The close up shows the nice thin layer of sapwood on this stave, I won't need to reduce it at all, if only it were straight it would be a near perfect stave as it seems to be knot free.

This was the underside of a horizontal branch, which in theory according to the books isn't ideal as the upper suface is 'better' because it's grow with the sapwood in tension resisting the weight of the branch and the heartwood in compression.
Yes, all well and good in theory, but didn't they notice that Yew shoots twigs and branches invariably sprout from the upper surface of horizontal limbs?
In this case it's irrelevant as the upper surface of the branch had lost most of it's bark and sapwood.
If the performance of the wood is in doubt I can temper the belly.
Only time will tell, but I fully expect it to be very similar to the other English Yew I've worked, which is incidently very similar to the Oregon Yew I've worked too.
(Arrrooogah arrrooogah... Sarcasm alert) Maybe I can get some high altitude Italian Yew which will doubtless feel entirely different and be a complete revelation.

Update:- Ive been taking it down to my usual rough dimensions of about 30mm square at the grip tapering down to about 20mm square at the tip.
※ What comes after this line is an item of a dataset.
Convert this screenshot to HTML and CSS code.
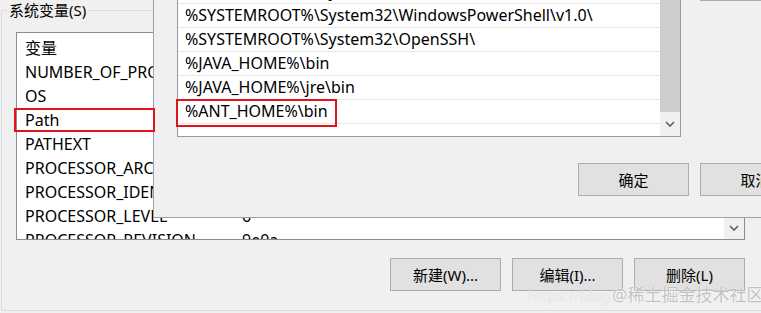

There was something odd about the stave and it took awhile for the penny to drop.
No knots! Not even a single pin! Maybe because it was the underide of the limb. Once I realised, I put down the spoke shave and went for the draw knife. What a luxury being able to go down smooth as silk to a pencil line with no fear of the blade digging in or tearing out gouts of wood around knots. The norm is drawknife, spokeshave, rasp as it gets closer to size and any tearing is more risky. Maybe no character knots, but certainly some interesting shape to negotiate on this stave..

BTW The blog broke the 5000 hits in month barrier in March which is satisfying... mind, you'd think I'd get a chocolate bunny or summat wouldn't you?